Finding a new role in security
After a police career of more than 30 years, I have moved into the private sector as Head of Operational Security and Risk.
On my way to securing this role I learnt a lot about myself and the industry I have chosen as my second career. I’m grateful for the opportunity to share some of that experience.
So, what kind of job are you looking for?
Before you embark on this journey, and it really is a journey, it’s a useful exercise to think about the kind of job you really want. Organisational fit is so important; by organisational, I mean people.
What are your salary expectations?
I speak to a lot of colleagues who, like me, had a generally unrealistic expectation of the salary they could attract at entry level into the corporate world. You need to be true to yourself. It is about self-realisation. Be honest about your strengths and weaknesses and the right level of role for you.
60% of roles are not advertised
This means that if your strategy for finding that new role is purely reactive, i.e. in response to internet job boards, job alerts or vacancies posted on recruiter web sites, you are chasing only 40% of the jobs, along with many other potential candidates.
The internet has become a victim of its own success in that respect. I’m told the average internet advertised role receives in excess of 100 CVs. All you need is a CV and a Send button.
Be proactive: find out who makes the appointments or creates jobs, or who has real insight, and use social media sites like LinkedIn to make contact with them. My advice would be to never send your CV cold, without being asked. It’s just not good manners, could be interpreted as arrogant and demonstrates a lack of awareness generally. Focus instead on the small wins with these initial contacts. Of course a personal introduction through a friend can work well, but make sure everyone’s aware of the purpose of the meeting.

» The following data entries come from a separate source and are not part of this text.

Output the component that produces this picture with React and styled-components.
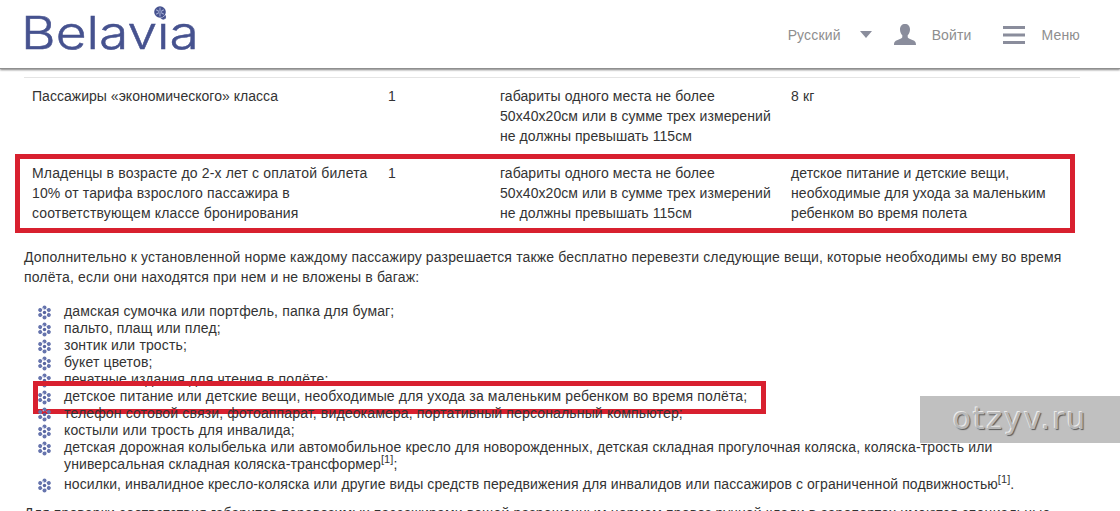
import React from 'react';
import styled, { createGlobalStyle } from 'styled-components';

const GlobalStyle = createGlobalStyle`
    html, body {
        margin: 0;
        padding: 0;
        height: 511px;
        overflow: hidden;
        background: #fff;
    }
    body {
        font-family: "Liberation Sans", Arial, sans-serif;
        font-size: 14px;
        letter-spacing: 0.15px;
        color: #333;
    }
`;

const Page = styled.div`
    position: relative;
    width: 1120px;
    height: 511px;
    overflow: hidden;
`;

const Header = styled.header`
    display: flex;
    align-items: center;
    justify-content: space-between;
    height: 69px;
    padding: 0 40px 0 24px;
    box-sizing: border-box;
    background: #fff;
    border-bottom: 1px solid #8f8f8f;
    box-shadow: 0 1px 2px #808080;
`;

const Logo = styled.div`
    position: relative;
    width: 171px;
    height: 45px;
    margin-top: -3px;
`;

const LogoText = styled.span`
    display: block;
    font-family: Inter, sans-serif;
    font-size: 45px;
    font-weight: 300;
    line-height: 45px;
    letter-spacing: 0;
    color: #46528f;
    -webkit-text-stroke: 0.5px #46528f;
    transform: translateX(-3px) scaleX(1.185);
    transform-origin: left center;
`;

const LogoDot = styled.span`
    position: absolute;
    top: -4px;
    left: 130px;
    display: flex;
    background: #fff;
    border-radius: 50%;
`;

const Nav = styled.nav`
    display: flex;
    align-items: center;
    margin-top: 1px;
`;

const NavLabel = styled.span`
    font-size: 14px;
    color: #8e8e8e;
    margin-left: ${ props => props.$gap || 0 }px;
`;

const NavIcon = styled.svg`
    display: block;
    fill: #8a8d9c;
    margin-left: ${ props => props.$gap }px;
`;

const Content = styled.main`
    padding: 8px 40px 0 24px;
`;

const Table = styled.div`
    border-top: 1px solid #e4e4e4;
`;

const Row = styled.div`
    position: relative;
    display: grid;
    grid-template-columns: 356px 112px 291px 1fr;
    padding: 8px 8px 9px;
    line-height: 20px;
`;

const Cell = styled.div`
    letter-spacing: ${ props => props.$spacing ?? 0.15 }px;
`;

const RowMark = styled.div`
    position: absolute;
    top: -1px;
    left: -9px;
    width: 1060px;
    height: 79px;
    box-sizing: border-box;
    border: 5px solid #d8202f;
`;

const Paragraph = styled.p`
    margin: ${ props => props.$top ?? 15 }px 0 0;
    line-height: 20px;
`;

const List = styled.ul`
    list-style: none;
    margin: 16px 0 0;
    padding: 0 0 0 13px;
`;

const Item = styled.li`
    position: relative;
    display: flex;
    line-height: 17px;
    gap: 12px;
    margin-top: ${ props => props.$pushed ? '3px' : 0 };
    letter-spacing: ${ props => props.$spacing ?? 0.15 }px;
`;

const Bullet = styled.svg`
    flex: none;
    width: 15px;
    height: 15px;
    margin-top: 2px;
`;

const ItemMark = styled.div`
    position: absolute;
    top: -7px;
    left: -4px;
    width: 733px;
    height: 33px;
    box-sizing: border-box;
    border: 5px solid #d8202f;
`;

const Note = styled.sup`
    font-size: 11px;
    line-height: 0;
    vertical-align: baseline;
    position: relative;
    top: -6px;
`;

const Watermark = styled.div`
    position: absolute;
    right: 0;
    top: 396px;
    display: flex;
    align-items: center;
    justify-content: center;
    width: 200px;
    height: 47px;
    padding-bottom: 3px;
    box-sizing: border-box;
    background: #c0c0c0;
    font-family: "DejaVu Sans", sans-serif;
    font-size: 30px;
    letter-spacing: 1.8px;
    color: #b8b8b8;
    text-shadow: -1px -1px 0 #ececec, 1px 1px 1px #5c5c5c;
`;

function Flake( { size = 15 } ) {
    const petals = [ 0, 60, 120, 180, 240, 300 ];
    return (
        <svg width={ size } height={ size } viewBox="0 0 30 30" style={ { display: 'block' } }>
            <circle cx="15" cy="15" r="14.500" fill="#46528f" />
            { petals.map( angle => (
                <line key={ angle } x1="15" y1="13" x2="15" y2="4" stroke="#aab3d8" strokeWidth="2.500" transform={ `rotate(${ angle } 15 15)` } />
            ) ) }
        </svg>
    );
}

function BulletFlake() {
    const petals = [ 0, 60, 120, 180, 240, 300 ];
    return (
        <Bullet viewBox="0 0 30 30">
            { petals.map( angle => (
                <g key={ angle } transform={ `rotate(${ angle } 15 15)` }>
                    <circle cx="15" cy="5" r="4" fill="#6674ad" />
                    <circle cx="20.5" cy="9" r="1.6" fill="#b4bcdc" />
                </g>
            ) ) }
            <circle cx="15" cy="15" r="3.4" fill="#56639f" />
        </Bullet>
    );
}

const ITEMS = [
    'дамская сумочка или портфель, папка для бумаг;',
    'пальто, плащ или плед;',
    'зонтик или трость;',
    'букет цветов;',
    'печатные издания для чтения в полёте;',
    'детское питание или детские вещи, необходимые для ухода за маленьким ребенком во время полёта;',
    'телефон сотовой связи, фотоаппарат, видеокамера, портативный персональный компьютер;',
    'костыли или трость для инвалида;',
];

/**
 * Baggage page of the airline site
 *
 * @returns {object} React component render
 */
export default function App() {
    return (
        <Page>
            <GlobalStyle />
            <Header>
                <Logo>
                    <LogoText>Belavia</LogoText>
                    <LogoDot><Flake size={ 12 } /></LogoDot>
                </Logo>
                <Nav>
                    <NavLabel>Русский</NavLabel>
                    <NavIcon $gap={ 19 } width="12" height="7" viewBox="0 0 12 7">
                        <path d="M0 0h12L6 7z" />
                    </NavIcon>
                    <NavIcon $gap={ 22 } width="22" height="21" viewBox="0 0 22 21">
                        <path d="M11 0c3 0 5 2 5 5.500 0 2.500-1 4.500-2.300 5.800v1.900c0 1 3 1.800 5.300 3 1.700.8 3 1.500 3 4.800H0c0-3.300 1.300-4 3-4.800 2.300-1.200 5.300-2 5.300-3v-1.900C7 10 6 8 6 5.500 6 2 8 0 11 0z" />
                    </NavIcon>
                    <NavLabel $gap={ 16 }>Войти</NavLabel>
                    <NavIcon $gap={ 31 } width="22" height="18" viewBox="0 0 22 18">
                        <path d="M0 0h22v3H0zM0 7.500h22v3H0zM0 15h22v3H0z" />
                    </NavIcon>
                    <NavLabel $gap={ 17 }>Меню</NavLabel>
                </Nav>
            </Header>
            <Content>
                <Table>
                    <Row>
                        <Cell $spacing={ 0.03 }>Пассажиры «экономического» класса</Cell>
                        <Cell>1</Cell>
                        <Cell $spacing={ 0.07 }>габариты одного места не более<br />50х40х20см или в сумме трех измерений<br />не должны превышать 115см</Cell>
                        <Cell>8 кг</Cell>
                    </Row>
                    <Row>
                        <Cell>Младенцы в возрасте до 2-х лет с оплатой билета<br />10% от тарифа взрослого пассажира в<br />соответствующем классе бронирования</Cell>
                        <Cell>1</Cell>
                        <Cell $spacing={ 0.07 }>габариты одного места не более<br />50х40х20см или в сумме трех измерений<br />не должны превышать 115см</Cell>
                        <Cell $spacing={ 0.09 }>детское питание и детские вещи,<br />необходимые для ухода за маленьким<br />ребенком во время полета</Cell>
                        <RowMark />
                    </Row>
                </Table>
                <Paragraph>
                    Дополнительно к установленной норме каждому пассажиру разрешается также бесплатно перевезти следующие вещи, которые необходимы ему во время полёта, если они находятся при нем и не вложены в багаж:
                </Paragraph>
                <List>
                    { ITEMS.map( ( text, index ) => (
                        <Item key={ text }>
                            <BulletFlake />
                            <span>{ text }</span>
                            { index === 5 && <ItemMark /> }
                        </Item>
                    ) ) }
                    <Item $spacing={ 0.13 }>
                        <BulletFlake />
                        <span>детская дорожная колыбелька или автомобильное кресло для новорожденных, детская складная прогулочная коляска, коляска-трость или универсальная складная коляска-трансформер<Note>[1]</Note>;</span>
                    </Item>
                    <Item $pushed $spacing={ 0.09 }>
                        <BulletFlake />
                        <span>носилки, инвалидное кресло-коляска или другие виды средств передвижения для инвалидов или пассажиров с ограниченной подвижностью<Note>[1]</Note>.</span>
                    </Item>
                </List>
                <Paragraph $top={ 10 }>
                    Для проверки соответствия габаритов перевозимых пассажирами вещей разрешенным нормам провоз ручной клади в аэропортах имеются специальные
                </Paragraph>
            </Content>
            <Watermark>otzyv.ru</Watermark>
        </Page>
    );
}
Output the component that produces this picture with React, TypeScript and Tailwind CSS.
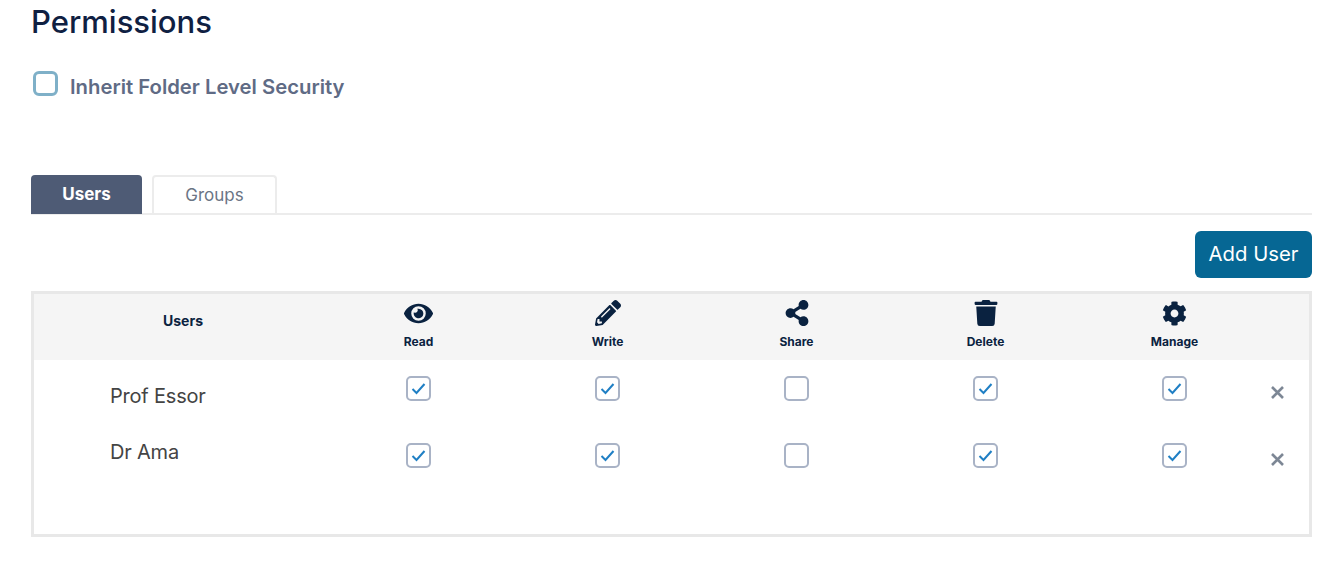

Understand and demonstrate the value you bring
You need to position yourself for success; this includes using the right language to describe yourself and your aspirations, whether in your CV or at interview. Be prepared to speak about yourself in many situations – interviews can take place over the phone, via Skype and only sometimes face to face.
Are you a strategist and a leader? Or are you a practitioner?
You need to be clear about the skills you have. Many corporate roles will just involve you and a small team: have you only managed process or can you show you have up-to-date relevant skills? If you don’t have a team of individuals around you, how will you cope?
Your technical knowledge and experience should give you an edge, but you need to demonstrate how you can transfer the skills you have and the value you bring into the corporate arena.
Position yourself as contributing to business development and where possible show how you can support income generation.
You must amend your CV for the different roles you apply for. Remember the job of your CV is to get you in front of people. Make sure you go through the job description carefully and match the terminology used with the skills you have.
Understanding your competition
The truth is that your previous experience may help or hinder you. Perhaps you have a military or police background, or perhaps you have had a lifelong career in security, or you might have worked in completely unrelated areas. Your previous role might mean you are just what a particular employer is looking for but it might not. Some recruiters might be positively hostile to your background. If background precludes you from this role, then move on to explore the next opportunity.
You need to network and understand the value of it. Consider joining and taking an active part in a professional association such as ASIS or The Security Institute. These offer excellent networking opportunities and clear insight into how the industry works.
The road to getting a job can be arduous and perseverance is key. You need to put everything into getting the type of role you want: it needs your total commitment.
It’s not necessarily a good idea to have all your eggs in one basket – keep a number of options open.
It may take a year or more to get the job you truly want. If you confine yourself to a deadline, you place yourself under more pressure, are likely to take a job that doesn’t suit you or under conditions that run contrary to your previous considerations.
And finally, a dear friend and senior Corporate Security Director once said to me, “Beware the job you apply for, just in case you get it.”